A Texan’s visit to Normandy uncovers Memorial Day’s true meaning | Opinion
To understand Memorial Day, I had to leave the country.
On the beaches of Normandy and in tiny French villages covered with American flags and memorials, I learned about the Allies’ courage in World War II, and about the horrible price.
But I also learned that our heroes now lie alone in silence.
Only a fraction of D-Day survivors are living. For a few years, family members avoided France, fearing terrorism.
“Tell the Americans to come to France,” war historian Henri Levaufre pleaded in 2016 in the tiny town of Périers, where the retired electrical engineer meticulously catalogs every keepsake and email from 90th Infantry Division veterans.
“We have your memories. We are keeping them here for you.”
My father was in the war, but across Europe.
He was a mess cook with the 45th Infantry Division, in beachfront landings at Salerno and Anzio, Italy.
Normandy beach landing took two years to plan
Now I know what that meant.
Normandy’s D-Day museums tell the story of June 6, 1944, and an invasion plan two years in the making.
On the cliffs above the beaches, I stood beside rusting German artillery weapons and crouched in cement bunkers, and imagined 24,000 Allied soldiers in small landing craft trying to fight their way in under heavy fire.

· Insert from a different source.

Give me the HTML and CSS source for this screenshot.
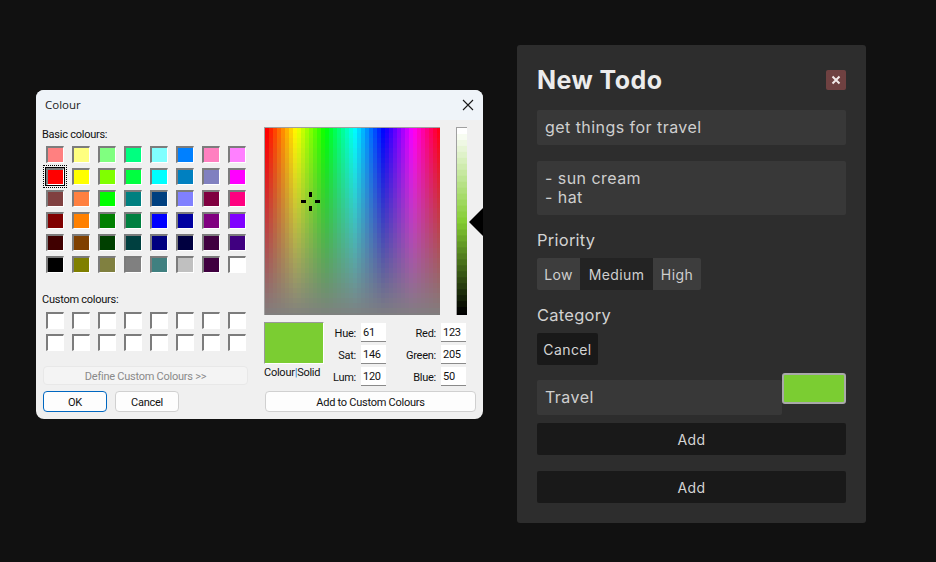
FILE: index.html
```html
<!DOCTYPE html>
<html lang="en">
  <head>
    <meta charset="UTF-8" />
    <meta name="viewport" content="width=device-width, initial-scale=1.0" />
    <title>New Todo</title>
    <link rel="stylesheet" href="styles.css">
  </head>
  <body>
    <div class="panel">
      <div class="panel-head">
        <h1>New Todo</h1>
        <button type="button" class="close-btn">
          <svg width="10" height="10" viewBox="0 0 10 10"><path d="M1.5 1.5l7 7M8.5 1.5l-7 7" stroke="#f2e8e8" stroke-width="2" /></svg>
        </button>
      </div>
      <div class="field field-title">get things for travel</div>
      <div class="field field-notes">- sun cream<br />- hat</div>
      <div class="label label-priority">Priority</div>
      <div class="segments">
        <button type="button" class="seg seg-low">Low</button>
        <button type="button" class="seg seg-medium selected">Medium</button>
        <button type="button" class="seg seg-high">High</button>
      </div>
      <div class="label label-category">Category</div>
      <button type="button" class="dark-btn cancel-btn">Cancel</button>
      <div class="category-row">
        <div class="field field-category">Travel</div>
        <div class="colour-well"></div>
      </div>
      <button type="button" class="dark-btn wide-btn">Add</button>
      <button type="button" class="dark-btn wide-btn second">Add</button>
    </div>

    <div class="dialog">
      <div class="titlebar">
        <span>Colour</span>
        <svg width="12" height="12" viewBox="0 0 12 12"><path d="M1 1l10 10M11 1L1 11" stroke="#1a1a1a" stroke-width="1.1" /></svg>
      </div>
      <div class="dialog-body">
        <div class="col-left">
          <div class="dlg-label">Basic colours:</div>
          <div id="basic-grid" class="swatches basic"></div>
          <div class="dlg-label custom-label">Custom colours:</div>
          <div id="custom-grid" class="swatches custom"></div>
          <button type="button" class="win-btn define-btn" disabled>Define Custom Colours &gt;&gt;</button>
          <div class="ok-row">
            <button type="button" class="win-btn ok-btn">OK</button>
            <button type="button" class="win-btn cancel-win">Cancel</button>
          </div>
        </div>
        <div class="col-right">
          <div class="picker-row">
            <div class="spectrum">
              <canvas id="spectrum" class="spectrum-canvas" width="175" height="187"></canvas>
              <svg class="crosshair" width="19" height="19" viewBox="0 0 19 19"><path d="M8 0h3v5H8zM8 14h3v5H8zM0 8h5v3H0zM14 8h5v3h-5z" /></svg>
            </div>
            <canvas id="lum" class="lum" width="11" height="188"></canvas>
          </div>
          <div class="values-row">
            <div class="preview-box">
              <div class="preview"></div>
              <div class="preview-label">Colour<span class="pipe">|</span>Solid</div>
            </div>
            <div class="values">
              <label>Hue:</label><div class="num">61</div>
              <label>Red:</label><div class="num">123</div>
              <label>Sat:</label><div class="num">146</div>
              <label>Green:</label><div class="num">205</div>
              <label>Lum:</label><div class="num">120</div>
              <label>Blue:</label><div class="num">50</div>
            </div>
          </div>
          <button type="button" class="win-btn add-custom">Add to Custom Colours</button>
        </div>
      </div>
      <div class="lum-arrow"></div>
    </div>
    <script src="script.js"></script>
  </body>
</html>
```

FILE: styles.css
```css
html,
body {
  height: 100%;
}
body {
  margin: 0;
  background-color: #111111;
  overflow: hidden;
  font-family: "Inter", "Noto Sans", sans-serif;
}
button {
  font-family: inherit;
  cursor: pointer;
}

/* todo panel */
.panel {
  box-sizing: border-box;
  width: 349px;
  height: 478px;
  margin: 45px 0 0 517px;
  padding: 20px;
  background-color: #2d2d2d;
  border-radius: 3px;
  color: #d4d4d4;
}
.panel-head {
  display: flex;
  justify-content: space-between;
  align-items: center;
  height: 30px;
  margin-bottom: 15px;
}
h1 {
  margin: 0;
  padding-top: 1px;
  font-size: 25px;
  line-height: 29px;
  font-weight: 700;
  letter-spacing: 0.45px;
  color: #ececec;
}
.close-btn {
  display: flex;
  align-items: center;
  justify-content: center;
  width: 20px;
  height: 20px;
  padding: 0;
  border: none;
  border-radius: 2px;
  background-color: #6f4141;
}
.field {
  box-sizing: border-box;
  padding: 0 8px;
  background-color: #383838;
  border-radius: 2px;
  font-size: 16px;
  letter-spacing: 0.45px;
  color: #cfcfcf;
}
.field-title {
  height: 35px;
  line-height: 35px;
  margin-bottom: 16px;
}
.field-notes {
  height: 54px;
  padding-top: 8px;
  line-height: 19px;
}
.label {
  font-size: 16.5px;
  letter-spacing: 0.25px;
  line-height: 20px;
  color: #d2d2d2;
}
.label-priority {
  margin-top: 15px;
  margin-bottom: 8px;
}
.label-category {
  margin-top: 15px;
  margin-bottom: 8px;
}
.segments {
  display: flex;
}
.seg {
  height: 32px;
  padding: 0;
  border: none;
  background-color: #3d3d3d;
  color: #cfcfcf;
  font-size: 14px;
  letter-spacing: 0.4px;
}
.seg-low {
  width: 43px;
  border-radius: 2px 0 0 2px;
}
.seg-medium {
  width: 73px;
}
.seg-high {
  width: 48px;
  border-radius: 0 2px 2px 0;
}
.seg.selected {
  background-color: #232323;
}
.dark-btn {
  display: block;
  height: 32px;
  padding: 0;
  border: none;
  border-radius: 2px;
  background-color: #191919;
  color: #d4d4d4;
  font-size: 14px;
  letter-spacing: 0.4px;
}
.cancel-btn {
  width: 61px;
}
.category-row {
  display: flex;
  align-items: flex-start;
  margin-top: 8px;
}
.field-category {
  width: 245px;
  height: 35px;
  margin-top: 7px;
  line-height: 35px;
}
.colour-well {
  box-sizing: border-box;
  width: 64px;
  height: 31px;
  border: 2px solid #a9a9a9;
  border-radius: 3px;
  background-color: #7bcd32;
}
.wide-btn {
  width: 100%;
  margin-top: 8px;
}
.wide-btn.second {
  margin-top: 16px;
}

/* colour dialog, floats over the page */
.dialog {
  position: absolute;
  left: 36px;
  top: 90px;
  width: 447px;
  height: 329px;
  background-color: #f0f0f0;
  border-radius: 8px;
  overflow: hidden;
  font-family: "Roboto", "Noto Sans", sans-serif;
  font-size: 11px;
  letter-spacing: -0.25px;
  color: #111111;
}
.titlebar {
  display: flex;
  justify-content: space-between;
  align-items: center;
  box-sizing: border-box;
  height: 30px;
  padding: 0 9px 1px 9px;
  background-color: #eff4f9;
  font-family: "Open Sans", "Noto Sans", sans-serif;
  font-size: 11.5px;
  letter-spacing: 0;
  color: #222222;
}
.dialog-body {
  display: flex;
  gap: 16px;
  padding: 7px 0 0 6px;
}
.col-left {
  width: 206px;
}
.dlg-label {
  height: 14px;
  line-height: 16px;
}
.swatches {
  display: grid;
  grid-template-columns: repeat(8, 18px);
  grid-auto-rows: 17px;
  column-gap: 8px;
  row-gap: 5px;
  margin-left: 4px;
}
.basic {
  margin-top: 5px;
}
.custom {
  margin-top: 6px;
}
.custom-label {
  margin-top: 19px;
}
.swatch {
  position: relative;
  box-sizing: border-box;
  border-top: 2px solid #7c7c7c;
  border-left: 2px solid #7c7c7c;
  border-right: 1px solid #ffffff;
  border-bottom: 1px solid #ffffff;
  background-color: #ffffff;
}
.swatch.current::after {
  content: "";
  position: absolute;
  left: -3px;
  top: -3px;
  right: -2px;
  bottom: -2px;
  border: 1px solid #000000;
  box-shadow: 0 0 0 1px #f0f0f0;
  outline: 1px dotted #000000;
  outline-offset: 1px;
}
.win-btn {
  box-sizing: border-box;
  padding: 2px 0 0;
  border: 1px solid #d0d0d0;
  border-radius: 4px;
  background-color: #fdfdfd;
  font-family: inherit;
  font-size: inherit;
  letter-spacing: inherit;
  color: #111111;
}
.define-btn {
  display: block;
  width: 205px;
  height: 19px;
  margin: 15px 0 0 1px;
  border-color: #e8e8e8;
  background-color: #f4f4f4;
  color: #8a8a8a;
}
.ok-row {
  display: flex;
  gap: 8px;
  margin: 6px 0 0 1px;
}
.ok-btn,
.cancel-win {
  width: 64px;
  height: 21px;
}
.ok-btn {
  border: 1px solid #0067c0;
}
.col-right {
  width: 212px;
}
.picker-row {
  display: flex;
  gap: 16px;
  height: 188px;
}
.spectrum {
  position: relative;
  box-sizing: border-box;
  width: 176px;
  height: 188px;
  border-top: 1px solid #a0a0a0;
  border-left: 1px solid #a0a0a0;
}
canvas {
  display: block;
}
.crosshair {
  position: absolute;
  left: 36px;
  top: 64px;
}
.lum {
  box-sizing: border-box;
  width: 11px;
  height: 188px;
  border-top: 1px solid #a0a0a0;
  border-left: 1px solid #a0a0a0;
}
.lum-arrow {
  position: absolute;
  left: 433px;
  top: 118px;
  width: 14px;
  height: 28px;
  background-color: #000000;
  clip-path: polygon(0 50%, 100% 0, 100% 100%);
}
.values-row {
  display: flex;
  margin-top: 7px;
}
.preview-box {
  width: 66px;
}
.preview {
  box-sizing: border-box;
  width: 60px;
  height: 42px;
  border-top: 1px solid #999999;
  border-left: 1px solid #999999;
  border-right: 1px solid #ffffff;
  border-bottom: 1px solid #ffffff;
  background-color: #7bcd32;
}
.preview-label {
  margin-top: 2px;
  line-height: 14px;
  white-space: nowrap;
}
.pipe {
  color: #2b7fd0;
}
.values {
  display: grid;
  grid-template-columns: 26px 25px 45px 25px;
  grid-auto-rows: 19px;
  column-gap: 5px;
  row-gap: 3px;
  margin-top: 1px;
}
.values label {
  text-align: right;
  line-height: 21px;
}
.num {
  box-sizing: border-box;
  padding-left: 2px;
  line-height: 20px;
  background-color: #ffffff;
  border-bottom: 1px solid #8a8a8a;
}
.add-custom {
  display: block;
  width: 211px;
  height: 21px;
  margin: 5px 0 0 1px;
}
```

FILE: script.js
```js
const basicColours = [
  "#ff8080", "#ffff80", "#80ff80", "#00ff80", "#80ffff", "#0080ff", "#ff80c0", "#ff80ff",
  "#ff0000", "#ffff00", "#80ff00", "#00ff40", "#00ffff", "#0080c0", "#8080c0", "#ff00ff",
  "#804040", "#ff8040", "#00ff00", "#008080", "#004080", "#8080ff", "#800040", "#ff0080",
  "#800000", "#ff8000", "#008000", "#008040", "#0000ff", "#0000a0", "#800080", "#8000ff",
  "#400000", "#804000", "#004000", "#004040", "#000080", "#000040", "#400040", "#400080",
  "#000000", "#808000", "#808040", "#808080", "#408080", "#c0c0c0", "#400040", "#ffffff",
];

const basicGrid = document.getElementById("basic-grid");
basicColours.forEach((colour, i) => {
  const swatch = document.createElement("div");
  swatch.className = i === 8 ? "swatch current" : "swatch";
  swatch.style.backgroundColor = colour;
  basicGrid.appendChild(swatch);
});

const customGrid = document.getElementById("custom-grid");
for (let i = 0; i < 16; i++) {
  const swatch = document.createElement("div");
  swatch.className = "swatch";
  customGrid.appendChild(swatch);
}

// The native picker paints in coarse blocks, so draw it block by block
const spectrum = document.getElementById("spectrum").getContext("2d");
for (let y = 0; y < 187; y += 5) {
  for (let x = 0; x < 175; x += 4) {
    const hue = (x / 175) * 360;
    const sat = 100 - (y / 187) * 100;
    spectrum.fillStyle = `hsl(${hue}, ${sat}%, 50%)`;
    spectrum.fillRect(x, y, 4, 5);
  }
}

const lum = document.getElementById("lum").getContext("2d");
for (let y = 0; y < 188; y += 6) {
  const light = 100 - (y / 182) * 100;
  lum.fillStyle = `hsl(88, 61%, ${light}%)`;
  lum.fillRect(0, y, 11, 6);
}
```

That’s where the movies stop. But dozens of markers and memorials across Normandy’s towns remember Allied heroes.
If only Americans would come back.
The first time Levaufre said that, I thought he was kidding.
A surprise French salute to an American tourist
I was still parking the Peugeot when Levaufre mentioned my wife, Shelly Seymour, and how her stepfather was the late decorated U.S. Army Capt. Hobby H. McCall.
Later, he introduced her to city officials: “She is from the United States of America!” he said as they applauded.
That morning, we had toured the Utah Beach D-Day Museum, recently expanded with support from former Texas Lt. Gov. David Dewhurst. His father led the final D-Day B-26 bombing run.
The crowd was thin, and only a few other visitors seemed to be Americans.
The day before, more American tourists had been wandering among the stunning field of 9,387 white crosses in the Normandy American Cemetery.
At another D-Day Museum at Arromanches, a short film describes the remarkable building of an Allied port.
The auditorium was filled for the French-language film.
But for the English version, we were the only two visitors.
The price of a countryside bed-and-breakfast in Normandy is a fraction of Paris prices — and in a historic farmhouse or manor house — and the people of the French countryside were consistently friendly.
Yes, it’s a nine-hour flight and a three-hour drive.
But the lesson about American soldiers’ bravery lasts a lifetime.